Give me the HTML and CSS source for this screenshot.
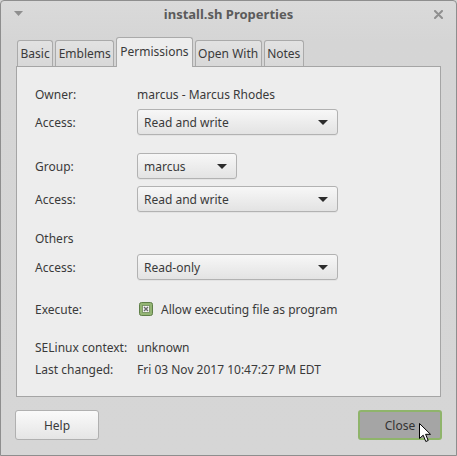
FILE: index.html
```html
<!DOCTYPE html>
<html>
<head>
<meta charset="utf-8">
<link rel="stylesheet" href="styles.css">
</head>
<body>
<div class="window">
  <div class="titlebar">
    <svg class="menu-arrow" width="9" height="5" viewBox="0 0 9 5"><path d="M0 0H9L4.5 5Z" fill="#8f8f8f"/></svg>
    <span class="title">install.sh Properties</span>
    <svg class="close-x" width="9" height="9" viewBox="0 0 9 9"><path d="M1 1L8 8M8 1L1 8" stroke="#8f8f8f" stroke-width="2" stroke-linecap="round"/></svg>
  </div>
  <div class="tabs">
    <div class="tab">Basic</div>
    <div class="tab">Emblems</div>
    <div class="tab active">Permissions</div>
    <div class="tab">Open With</div>
    <div class="tab">Notes</div>
  </div>
  <div class="panel">
    <div class="row text-row s-owner"><span class="label">Owner:</span><span>marcus - Marcus Rhodes</span></div>
    <div class="row combo-row s-a1"><span class="label">Access:</span><div class="combo wide"><span>Read and write</span><i class="arrow"></i></div></div>
    <div class="row combo-row s-group"><span class="label">Group:</span><div class="combo narrow"><span>marcus</span><i class="arrow"></i></div></div>
    <div class="row combo-row s-a2"><span class="label">Access:</span><div class="combo wide"><span>Read and write</span><i class="arrow"></i></div></div>
    <div class="row text-row s-others"><span class="label">Others</span></div>
    <div class="row combo-row s-a3"><span class="label">Access:</span><div class="combo wide"><span>Read-only</span><i class="arrow"></i></div></div>
    <div class="row text-row s-exec"><span class="label">Execute:</span>
      <span class="check">
        <svg width="14" height="14" viewBox="0 0 14 14"><rect x="0.5" y="0.5" width="13" height="13" rx="2" fill="#94b574" stroke="#5f7f48"/><rect x="3.5" y="3.5" width="7" height="7" fill="#f4f4f4" stroke="#6f8a5a" stroke-width="0.8"/><path d="M5 5L9 9M9 5L5 9" stroke="#6b6b6b" stroke-width="1.4"/></svg>
        <span class="check-label">Allow executing file as program</span>
      </span>
    </div>
    <div class="row text-row s-selinux"><span class="label">SELinux context:</span><span>unknown</span></div>
    <div class="row text-row s-last"><span class="label">Last changed:</span><span>Fri 03 Nov 2017 10:47:27 PM EDT</span></div>
  </div>
  <div class="actions">
    <button class="btn">Help</button>
    <button class="btn btn-default">Close</button>
  </div>
  <svg class="cursor" width="13" height="20" viewBox="0 0 13 20"><path d="M0.5 0.5V15.5L4.2 12.2L6.8 18.5L9.2 17.5L6.6 11.3H11.5Z" fill="#ffffff" stroke="#000000" stroke-width="1" stroke-linejoin="round"/></svg>
</div>
</body>
</html>
```
FILE: styles.css
```css
* { box-sizing: border-box; }
html, body {
  margin: 0;
  padding: 0;
  width: 457px;
  height: 456px;
  overflow: hidden;
  background: #d6d6d6;
}
body {
  font-family: "Noto Sans", "DejaVu Sans", sans-serif;
  font-size: 12px;
  color: #3a3a3a;
}
.window {
  position: relative;
  width: 457px;
  height: 456px;
  border: 1px solid #8e8e8e;
  border-radius: 4px 4px 0 0;
  background: linear-gradient(#dadada, #d5d5d5 40px, #d6d6d6);
  display: flex;
  flex-direction: column;
}
.titlebar {
  height: 28px;
  display: flex;
  align-items: center;
  padding: 0 13px;
  position: relative;
}
.menu-arrow { margin-top: -4px; }
.title {
  flex: 1;
  text-align: center;
  font-weight: bold;
  font-size: 13px;
  color: #5b5b5b;
  margin-top: -2px;
}
.close-x { margin-top: -2px; }
.tabs {
  display: flex;
  align-items: flex-end;
  gap: 2px;
  margin-top: 8px;
  padding-left: 16px;
  height: 29px;
  position: relative;
  z-index: 2;
}
.tab {
  height: 26px;
  padding: 0 2.5px;
  border: 1px solid #aaaaaa;
  border-bottom: none;
  border-radius: 3px 3px 0 0;
  background: linear-gradient(#e2e2e2, #d8d8d8);
  line-height: 25px;
  color: #3a3a3a;
}
.tab.active {
  height: 30px;
  margin-bottom: -1px;
  padding: 0 3px;
  background: #ededed;
  line-height: 28px;
}
.panel {
  margin: 0 15px;
  height: 331px;
  border: 1px solid #a5a5a5;
  background: #ededed;
  padding: 0 18px;
  position: relative;
  z-index: 1;
}
.row {
  display: flex;
  align-items: center;
}
.text-row { height: 22px; }
.combo-row { height: 26px; }
.label {
  width: 102px;
  flex-shrink: 0;
}
.s-owner { margin-top: 16px; }
.s-a1 { margin-top: 4px; }
.s-group { margin-top: 18px; }
.s-a2 { margin-top: 7px; }
.s-others { margin-top: 15px; }
.s-a3 { margin-top: 5px; }
.s-exec { margin-top: 18px; }
.s-selinux { margin-top: 16px; }
.s-last { margin-top: 0; }
.combo {
  height: 26px;
  display: flex;
  align-items: center;
  justify-content: space-between;
  padding: 0 9px 0 6px;
  border: 1px solid #b2b2b2;
  border-radius: 3px;
  background: linear-gradient(#f7f7f7, #e3e3e3);
  box-shadow: 0 1px 0 rgba(0,0,0,0.04);
}
.combo.wide { width: 201px; }
.combo.narrow { width: 100px; }
.arrow {
  width: 0;
  height: 0;
  border-left: 5px solid transparent;
  border-right: 5px solid transparent;
  border-top: 5px solid #2c2c2c;
}
.check {
  display: flex;
  align-items: center;
  margin-left: 2px;
}
.check svg { display: block; }
.check-label { margin-left: 8px; }
.actions {
  display: flex;
  justify-content: space-between;
  margin-top: 13px;
  padding: 0 14px;
}
.btn {
  width: 84px;
  height: 30px;
  font-family: "Noto Sans", "DejaVu Sans", sans-serif;
  font-size: 12px;
  color: #3a3a3a;
  border: 1px solid #b0b0b0;
  border-radius: 3px;
  background: linear-gradient(#fafafa, #e5e5e5);
  padding: 0;
}
.btn-default {
  border: 2px solid #8fb46b;
  background: #a5a5a5;
  color: #333333;
}
.cursor {
  position: absolute;
  left: 418px;
  top: 422px;
}
```
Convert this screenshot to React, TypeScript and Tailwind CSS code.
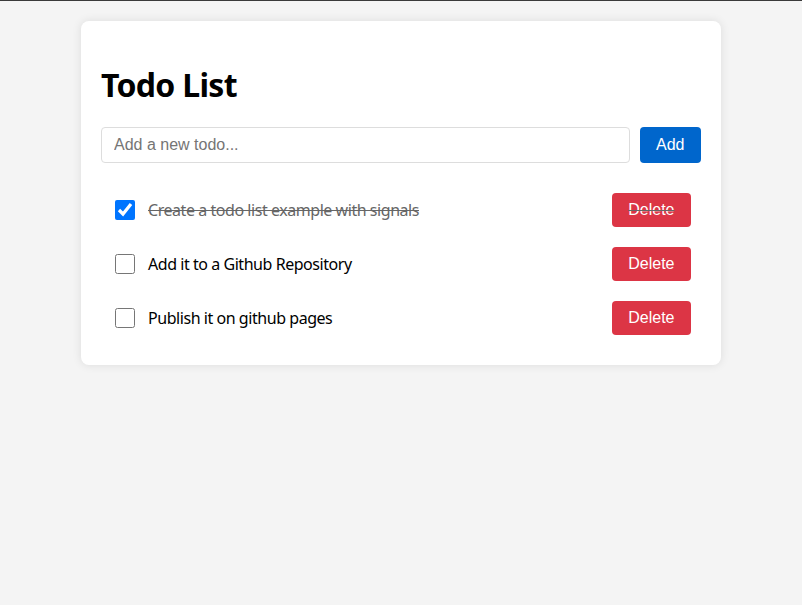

Stated exercise:
All preceding records should be duplicated verbatim, images excepted.

Exercise output:
Give me the HTML and CSS source for this screenshot.
FILE: index.html
```html
<!DOCTYPE html>
<html>
<head>
<meta charset="utf-8">
<link rel="stylesheet" href="styles.css">
</head>
<body>
<div class="window">
  <div class="titlebar">
    <svg class="menu-arrow" width="9" height="5" viewBox="0 0 9 5"><path d="M0 0H9L4.5 5Z" fill="#8f8f8f"/></svg>
    <span class="title">install.sh Properties</span>
    <svg class="close-x" width="9" height="9" viewBox="0 0 9 9"><path d="M1 1L8 8M8 1L1 8" stroke="#8f8f8f" stroke-width="2" stroke-linecap="round"/></svg>
  </div>
  <div class="tabs">
    <div class="tab">Basic</div>
    <div class="tab">Emblems</div>
    <div class="tab active">Permissions</div>
    <div class="tab">Open With</div>
    <div class="tab">Notes</div>
  </div>
  <div class="panel">
    <div class="row text-row s-owner"><span class="label">Owner:</span><span>marcus - Marcus Rhodes</span></div>
    <div class="row combo-row s-a1"><span class="label">Access:</span><div class="combo wide"><span>Read and write</span><i class="arrow"></i></div></div>
    <div class="row combo-row s-group"><span class="label">Group:</span><div class="combo narrow"><span>marcus</span><i class="arrow"></i></div></div>
    <div class="row combo-row s-a2"><span class="label">Access:</span><div class="combo wide"><span>Read and write</span><i class="arrow"></i></div></div>
    <div class="row text-row s-others"><span class="label">Others</span></div>
    <div class="row combo-row s-a3"><span class="label">Access:</span><div class="combo wide"><span>Read-only</span><i class="arrow"></i></div></div>
    <div class="row text-row s-exec"><span class="label">Execute:</span>
      <span class="check">
        <svg width="14" height="14" viewBox="0 0 14 14"><rect x="0.5" y="0.5" width="13" height="13" rx="2" fill="#94b574" stroke="#5f7f48"/><rect x="3.5" y="3.5" width="7" height="7" fill="#f4f4f4" stroke="#6f8a5a" stroke-width="0.8"/><path d="M5 5L9 9M9 5L5 9" stroke="#6b6b6b" stroke-width="1.4"/></svg>
        <span class="check-label">Allow executing file as program</span>
      </span>
    </div>
    <div class="row text-row s-selinux"><span class="label">SELinux context:</span><span>unknown</span></div>
    <div class="row text-row s-last"><span class="label">Last changed:</span><span>Fri 03 Nov 2017 10:47:27 PM EDT</span></div>
  </div>
  <div class="actions">
    <button class="btn">Help</button>
    <button class="btn btn-default">Close</button>
  </div>
  <svg class="cursor" width="13" height="20" viewBox="0 0 13 20"><path d="M0.5 0.5V15.5L4.2 12.2L6.8 18.5L9.2 17.5L6.6 11.3H11.5Z" fill="#ffffff" stroke="#000000" stroke-width="1" stroke-linejoin="round"/></svg>
</div>
</body>
</html>
```
FILE: styles.css
```css
* { box-sizing: border-box; }
html, body {
  margin: 0;
  padding: 0;
  width: 457px;
  height: 456px;
  overflow: hidden;
  background: #d6d6d6;
}
body {
  font-family: "Noto Sans", "DejaVu Sans", sans-serif;
  font-size: 12px;
  color: #3a3a3a;
}
.window {
  position: relative;
  width: 457px;
  height: 456px;
  border: 1px solid #8e8e8e;
  border-radius: 4px 4px 0 0;
  background: linear-gradient(#dadada, #d5d5d5 40px, #d6d6d6);
  display: flex;
  flex-direction: column;
}
.titlebar {
  height: 28px;
  display: flex;
  align-items: center;
  padding: 0 13px;
  position: relative;
}
.menu-arrow { margin-top: -4px; }
.title {
  flex: 1;
  text-align: center;
  font-weight: bold;
  font-size: 13px;
  color: #5b5b5b;
  margin-top: -2px;
}
.close-x { margin-top: -2px; }
.tabs {
  display: flex;
  align-items: flex-end;
  gap: 2px;
  margin-top: 8px;
  padding-left: 16px;
  height: 29px;
  position: relative;
  z-index: 2;
}
.tab {
  height: 26px;
  padding: 0 2.5px;
  border: 1px solid #aaaaaa;
  border-bottom: none;
  border-radius: 3px 3px 0 0;
  background: linear-gradient(#e2e2e2, #d8d8d8);
  line-height: 25px;
  color: #3a3a3a;
}
.tab.active {
  height: 30px;
  margin-bottom: -1px;
  padding: 0 3px;
  background: #ededed;
  line-height: 28px;
}
.panel {
  margin: 0 15px;
  height: 331px;
  border: 1px solid #a5a5a5;
  background: #ededed;
  padding: 0 18px;
  position: relative;
  z-index: 1;
}
.row {
  display: flex;
  align-items: center;
}
.text-row { height: 22px; }
.combo-row { height: 26px; }
.label {
  width: 102px;
  flex-shrink: 0;
}
.s-owner { margin-top: 16px; }
.s-a1 { margin-top: 4px; }
.s-group { margin-top: 18px; }
.s-a2 { margin-top: 7px; }
.s-others { margin-top: 15px; }
.s-a3 { margin-top: 5px; }
.s-exec { margin-top: 18px; }
.s-selinux { margin-top: 16px; }
.s-last { margin-top: 0; }
.combo {
  height: 26px;
  display: flex;
  align-items: center;
  justify-content: space-between;
  padding: 0 9px 0 6px;
  border: 1px solid #b2b2b2;
  border-radius: 3px;
  background: linear-gradient(#f7f7f7, #e3e3e3);
  box-shadow: 0 1px 0 rgba(0,0,0,0.04);
}
.combo.wide { width: 201px; }
.combo.narrow { width: 100px; }
.arrow {
  width: 0;
  height: 0;
  border-left: 5px solid transparent;
  border-right: 5px solid transparent;
  border-top: 5px solid #2c2c2c;
}
.check {
  display: flex;
  align-items: center;
  margin-left: 2px;
}
.check svg { display: block; }
.check-label { margin-left: 8px; }
.actions {
  display: flex;
  justify-content: space-between;
  margin-top: 13px;
  padding: 0 14px;
}
.btn {
  width: 84px;
  height: 30px;
  font-family: "Noto Sans", "DejaVu Sans", sans-serif;
  font-size: 12px;
  color: #3a3a3a;
  border: 1px solid #b0b0b0;
  border-radius: 3px;
  background: linear-gradient(#fafafa, #e5e5e5);
  padding: 0;
}
.btn-default {
  border: 2px solid #8fb46b;
  background: #a5a5a5;
  color: #333333;
}
.cursor {
  position: absolute;
  left: 418px;
  top: 422px;
}
```
Convert this screenshot to React, TypeScript and Tailwind CSS code.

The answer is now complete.